Contributions are welcome! Please feel free to submit a Pull Request.

License

MIT

Command-Line Interface

vd includes a comprehensive CLI for common operations:

# List available backends
vd backends
vd backends --planned  # Include planned backends

# Get installation instructions
vd install chroma

# Check backend health
vd health memory

# Export a collection
vd export memory my_docs -o backup.jsonl
vd export memory my_docs -o backup.json -f json

# Import a collection
vd import chroma my_docs -i backup.jsonl

# View collection statistics
vd stats memory my_docs
vd stats memory my_docs -v  # Verbose output

# Validate a collection
vd validate memory my_docs

# Migrate between backends
vd migrate memory source_docs chroma target_docs

# Benchmark search performance
vd benchmark memory my_docs -q "test query" --queries 100

Configuration Management

Manage backend configurations with YAML or TOML files:

import vd

# Connect using a configuration file
client = vd.connect_from_config('vd.yaml')

# Use a specific profile
client = vd.connect_from_config('vd.yaml', profile='production')

# Create example configuration
config_yaml = vd.create_example_config('yaml')
vd.save_config(config, 'vd.yaml')

Example vd.yaml:

profiles:
  default:
    backend: memory
  dev:
    backend: memory
  prod:
    backend: chroma
    persist_directory: ./vector_db

Environment variable overrides:

VD_PROFILE: Select profile (default: 'default')
VD_BACKEND: Override backend name
VD_EMBEDDING_MODEL: Override embedding model

Backend Comparison and Recommendation

Choose the right backend for your needs:

import vd

# Compare backends
vd.print_comparison(['memory', 'chroma', 'pinecone'])

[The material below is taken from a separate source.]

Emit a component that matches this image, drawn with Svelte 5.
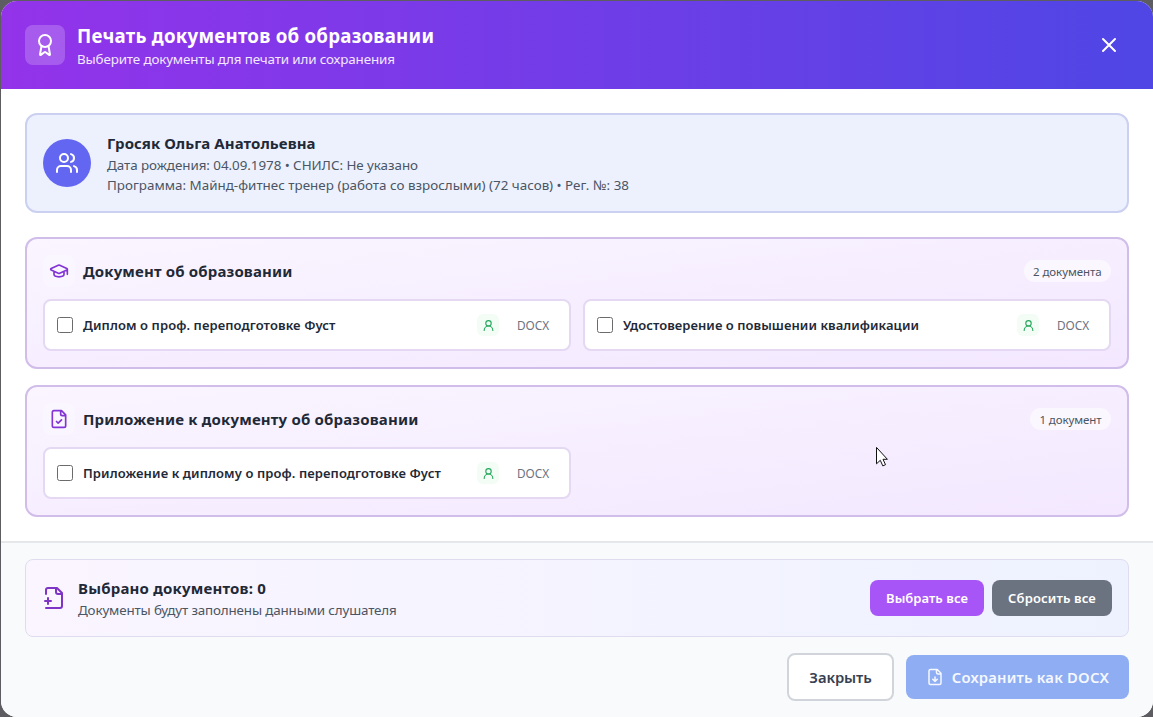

# Get recommendations based on requirements
vd.print_recommendation(
    dataset_size='medium',      # small, medium, large, very_large
    persistence_required=True,
    cloud_required=False,
    budget='free',              # free, low, medium, high
    performance_priority='balanced'  # speed, scalability, balanced
)

# Get backend characteristics
chars = vd.get_backend_characteristics()
print(chars['chroma']['use_cases'])

Import/Export

Export and import collections in multiple formats:

import vd

# Export to JSONL (recommended for large collections)
vd.export_collection(docs, 'backup.jsonl', format='jsonl')

# Export to JSON
vd.export_collection(docs, 'backup.json', format='json')

# Export to directory (one file per document)
vd.export_collection(docs, './backup_dir', format='directory')

# Import from file
vd.import_collection(docs, 'backup.jsonl')
vd.import_collection(docs, 'backup.jsonl', skip_existing=True)

Migration

Move collections between backends:

import vd

# Migrate a collection
source = source_client.get_collection('docs')
target = target_client.create_collection('docs')

stats = vd.migrate_collection(
    source,
    target,
    batch_size=100,
    preserve_vectors=True,  # Keep existing embeddings
    progress_callback=lambda cur, tot: print(f"{cur}/{tot}")
)

# Migrate entire client (all collections)
vd.migrate_client(
    source_client,
    target_client,
    collection_names=['docs1', 'docs2']  # Optional filter
)

Collection Analytics

Analyze and validate collections:

import vd

# Get collection statistics
stats = vd.collection_stats(docs)
print(f"Total: {stats['total_documents']}")
print(f"Avg length: {stats['avg_text_length']}")
print(f"Metadata fields: {stats['metadata_fields']}")

# Metadata distribution
dist = vd.metadata_distribution(docs, 'category')

# Find duplicate or near-duplicate documents
duplicates = vd.find_duplicates(docs, threshold=0.95)

# Find outliers (dissimilar documents)
outliers = vd.find_outliers(docs, threshold=0.3)

# Sample collection
random_sample = vd.sample_collection(docs, n=10, method='random')
diverse_sample = vd.sample_collection(docs, n=10, method='diverse')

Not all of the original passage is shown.